EXERCISE PROMPT: Write out the material again word for word, dropping any images it holds.

DATA EXCERPT:
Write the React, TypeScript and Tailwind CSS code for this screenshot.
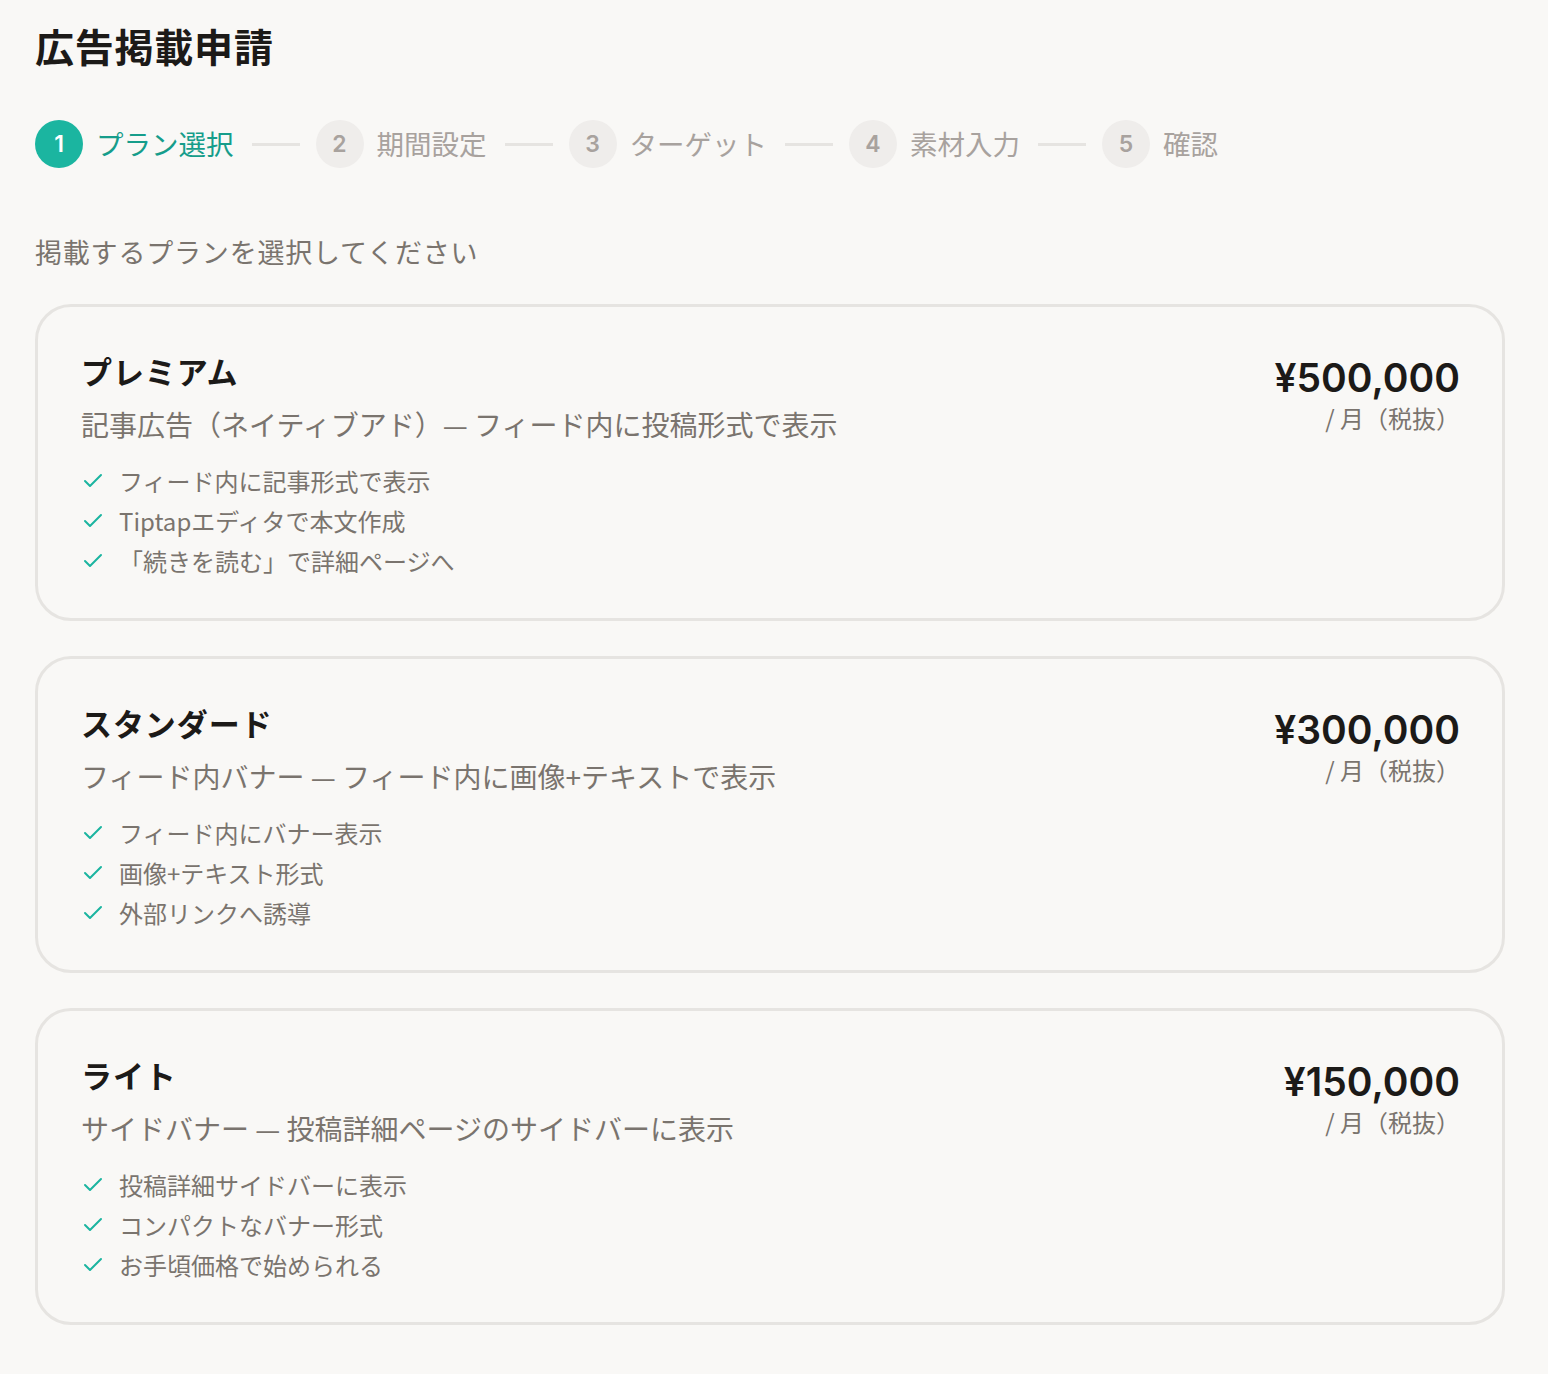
import { Check } from "lucide-react";

const steps = ["プラン選択", "期間設定", "ターゲット", "素材入力", "確認"];

const plans = [
  {
    name: "プレミアム",
    desc: "記事広告（ネイティブアド）— フィード内に投稿形式で表示",
    price: "¥500,000",
    features: ["フィード内に記事形式で表示", "Tiptapエディタで本文作成", "「続きを読む」で詳細ページへ"],
  },
  {
    name: "スタンダード",
    desc: "フィード内バナー — フィード内に画像+テキストで表示",
    price: "¥300,000",
    features: ["フィード内にバナー表示", "画像+テキスト形式", "外部リンクへ誘導"],
  },
  {
    name: "ライト",
    desc: "サイドバナー — 投稿詳細ページのサイドバーに表示",
    price: "¥150,000",
    features: ["投稿詳細サイドバーに表示", "コンパクトなバナー形式", "お手頃価格で始められる"],
  },
];

export default function App() {
  return (
    <div
      className="min-h-screen bg-[#f9f8f6] pl-[35px] pr-[43px] pt-[22px] pb-10 text-[#1c1a18]"
      style={{ fontFamily: '"Noto Sans CJK JP", "Noto Sans", sans-serif' }}
    >
      <h1 className="text-[39px] font-bold leading-[46px] tracking-[0.02em]">広告掲載申請</h1>

      <div className="mt-[52px] flex items-center">
        {steps.map((s, i) => (
          <div key={s} className="flex items-center">
            {i > 0 && <div className="ml-[18px] mr-[16px] h-[3px] w-[48px] bg-[#e6e4e1]" />}
            <div className="flex items-center gap-[13px]">
              <div
                className={
                  i === 0
                    ? "flex h-[48px] w-[48px] items-center justify-center rounded-full bg-[#1bb5a0] font-['Inter'] text-[23px] font-semibold text-white"
                    : "flex h-[48px] w-[48px] items-center justify-center rounded-full bg-[#efedeb] font-['Inter'] text-[23px] font-semibold text-[#a8a29e]"
                }
              >
                {i + 1}
              </div>
              <span
                className={
                  i === 0 ? "text-[27.5px] text-[#169d8b]" : "text-[27.5px] text-[#a8a29e]"
                }
              >
                {s}
              </span>
            </div>
          </div>
        ))}
      </div>

      <p className="mt-[64px] text-[27px] tracking-[0.03em] text-[#7a746e]">掲載するプランを選択してください</p>

      <div className="mt-[31px] flex flex-col gap-[35px]">
        {plans.map((p) => (
          <div
            key={p.name}
            className="flex justify-between rounded-[36px] border-[3px] border-[#e6e4e1] bg-[#f9f8f6] pt-[42px] pr-[42px] pb-[37px] pl-[43px]"
          >
            <div>
              <div className="text-[31px] font-bold leading-[44px] tracking-[0.03em]">{p.name}</div>
              <div className="mt-[12px] text-[28px] leading-[38px] text-[#7a746e]">{p.desc}</div>
              <ul className="mt-[18px] flex flex-col">
                {p.features.map((f) => (
                  <li key={f} className="flex h-[40px] items-center gap-[14px] text-[24px] text-[#7a746e]">
                    <Check size={24} strokeWidth={2} className="text-[#1bb5a0]" />
                    <span>{f}</span>
                  </li>
                ))}
              </ul>
            </div>
            <div className="flex flex-col items-end pt-[4px]">
              <div className="font-['Inter'] text-[39px] font-semibold leading-[50px]">{p.price}</div>
              <div className="mt-[-3px] text-[24px] text-[#7a746e]">/ 月（税抜）</div>
            </div>
          </div>
        ))}
      </div>
    </div>
  );
}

EXERCISE OUTPUT:
Write the React, TypeScript and Tailwind CSS code for this screenshot.
import { Check } from "lucide-react";

const steps = ["プラン選択", "期間設定", "ターゲット", "素材入力", "確認"];

const plans = [
  {
    name: "プレミアム",
    desc: "記事広告（ネイティブアド）— フィード内に投稿形式で表示",
    price: "¥500,000",
    features: ["フィード内に記事形式で表示", "Tiptapエディタで本文作成", "「続きを読む」で詳細ページへ"],
  },
  {
    name: "スタンダード",
    desc: "フィード内バナー — フィード内に画像+テキストで表示",
    price: "¥300,000",
    features: ["フィード内にバナー表示", "画像+テキスト形式", "外部リンクへ誘導"],
  },
  {
    name: "ライト",
    desc: "サイドバナー — 投稿詳細ページのサイドバーに表示",
    price: "¥150,000",
    features: ["投稿詳細サイドバーに表示", "コンパクトなバナー形式", "お手頃価格で始められる"],
  },
];

export default function App() {
  return (
    <div
      className="min-h-screen bg-[#f9f8f6] pl-[35px] pr-[43px] pt-[22px] pb-10 text-[#1c1a18]"
      style={{ fontFamily: '"Noto Sans CJK JP", "Noto Sans", sans-serif' }}
    >
      <h1 className="text-[39px] font-bold leading-[46px] tracking-[0.02em]">広告掲載申請</h1>

      <div className="mt-[52px] flex items-center">
        {steps.map((s, i) => (
          <div key={s} className="flex items-center">
            {i > 0 && <div className="ml-[18px] mr-[16px] h-[3px] w-[48px] bg-[#e6e4e1]" />}
            <div className="flex items-center gap-[13px]">
              <div
                className={
                  i === 0
                    ? "flex h-[48px] w-[48px] items-center justify-center rounded-full bg-[#1bb5a0] font-['Inter'] text-[23px] font-semibold text-white"
                    : "flex h-[48px] w-[48px] items-center justify-center rounded-full bg-[#efedeb] font-['Inter'] text-[23px] font-semibold text-[#a8a29e]"
                }
              >
                {i + 1}
              </div>
              <span
                className={
                  i === 0 ? "text-[27.5px] text-[#169d8b]" : "text-[27.5px] text-[#a8a29e]"
                }
              >
                {s}
              </span>
            </div>
          </div>
        ))}
      </div>

      <p className="mt-[64px] text-[27px] tracking-[0.03em] text-[#7a746e]">掲載するプランを選択してください</p>

      <div className="mt-[31px] flex flex-col gap-[35px]">
        {plans.map((p) => (
          <div
            key={p.name}
            className="flex justify-between rounded-[36px] border-[3px] border-[#e6e4e1] bg-[#f9f8f6] pt-[42px] pr-[42px] pb-[37px] pl-[43px]"
          >
            <div>
              <div className="text-[31px] font-bold leading-[44px] tracking-[0.03em]">{p.name}</div>
              <div className="mt-[12px] text-[28px] leading-[38px] text-[#7a746e]">{p.desc}</div>
              <ul className="mt-[18px] flex flex-col">
                {p.features.map((f) => (
                  <li key={f} className="flex h-[40px] items-center gap-[14px] text-[24px] text-[#7a746e]">
                    <Check size={24} strokeWidth={2} className="text-[#1bb5a0]" />
                    <span>{f}</span>
                  </li>
                ))}
              </ul>
            </div>
            <div className="flex flex-col items-end pt-[4px]">
              <div className="font-['Inter'] text-[39px] font-semibold leading-[50px]">{p.price}</div>
              <div className="mt-[-3px] text-[24px] text-[#7a746e]">/ 月（税抜）</div>
            </div>
          </div>
        ))}
      </div>
    </div>
  );
}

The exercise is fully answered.